Essay/Creative Project due: TBA, 4:00 p.m.
102 Lentz House
Two error-free copies of the final essay or creative project are due before 4 p.m. on Monday, January 31, 2011. Along with the completed 9-12 page essay or the creative project, the student should submit a brief account of the genesis of the essay/project, explaining why this piece of work is an appropriate culmination to his or her English major. In most cases, a substantial paragraph will provide sufficient explanation. For guidance or gender-inclusive language, grammar, punctuation, and the proper citation of sources, as well as stylistic suggestions, students should consult MLA Handbook for Writers of Research Papers, ed. Joseph Gibaldi, 5th ed. Any and all late submissions will be penalized by the equivalent of a full letter-grade deduction for each 4 p.m. deadline that passes until the work is submitted. If the department believes that it would be useful to arrange an oral examination to clarify the evaluation of the essay, it reserves the right to do so.

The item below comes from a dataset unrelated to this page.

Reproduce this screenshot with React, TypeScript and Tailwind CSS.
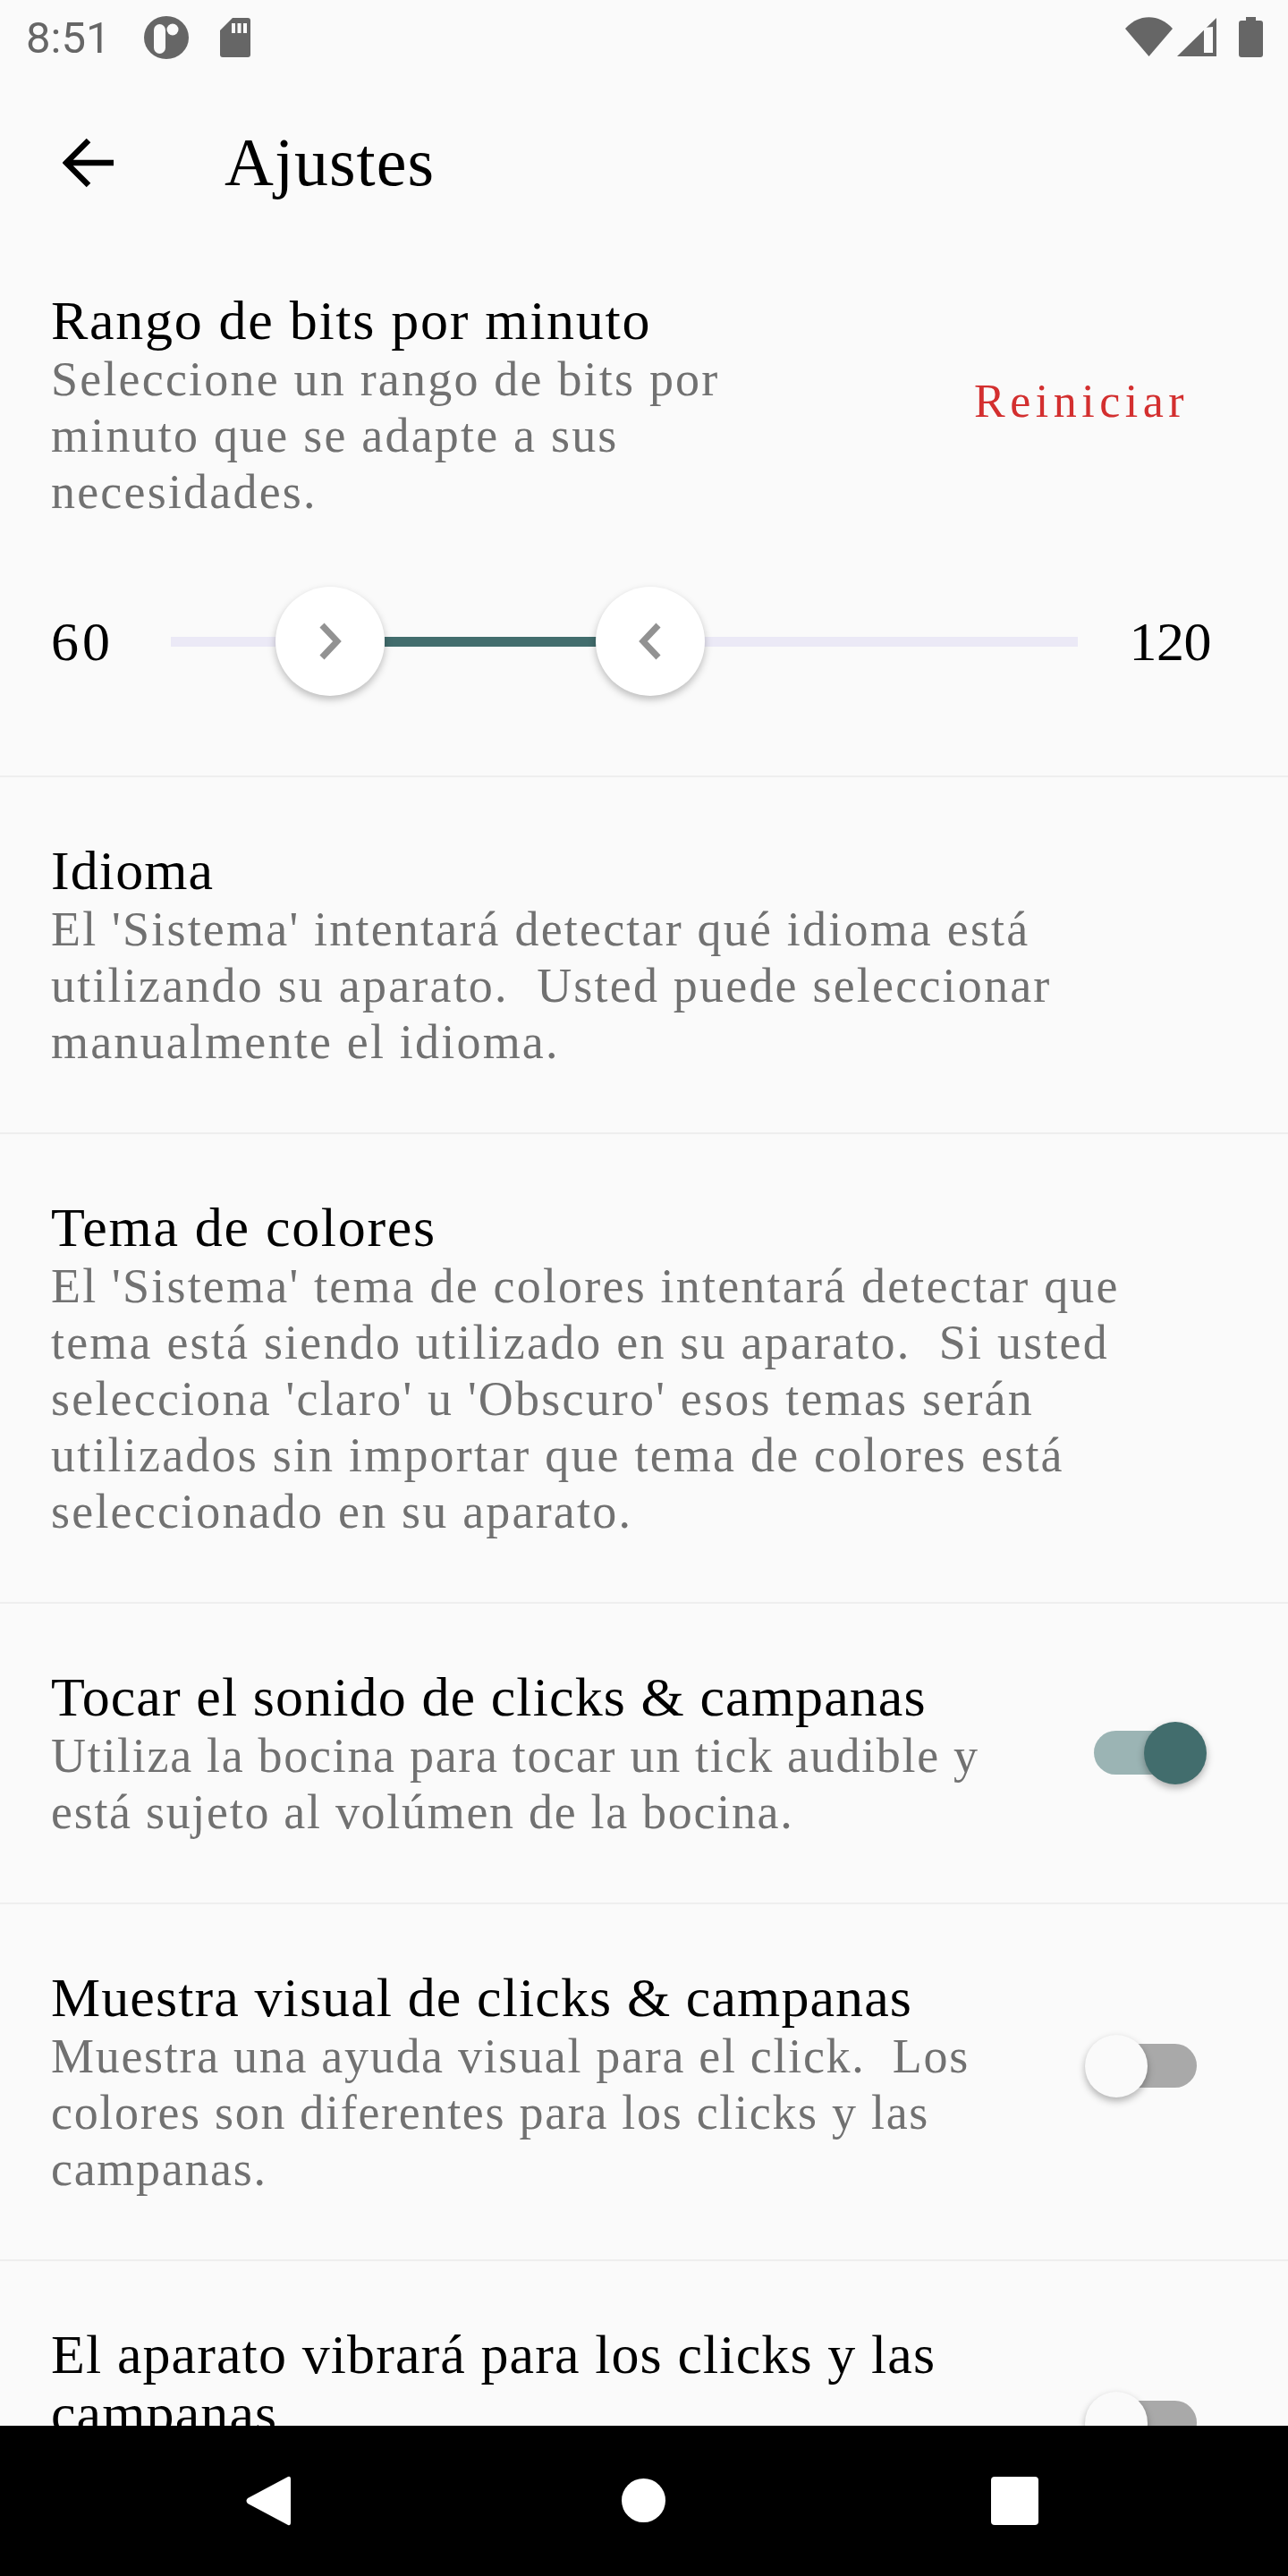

A failure to produce a satisfactory essay (provided that an essay of the required length has been submitted), will necessitate a make-up examination based on the topic of the student's essay, to be scheduled individually. A student who fails to complete a creative project satisfactorily will have the entire responsibility of proposing some way of remedying this failure, pending the department's approval; in turn, the student must meet the demands of the remedy she or he has proposed, to the department's satisfaction.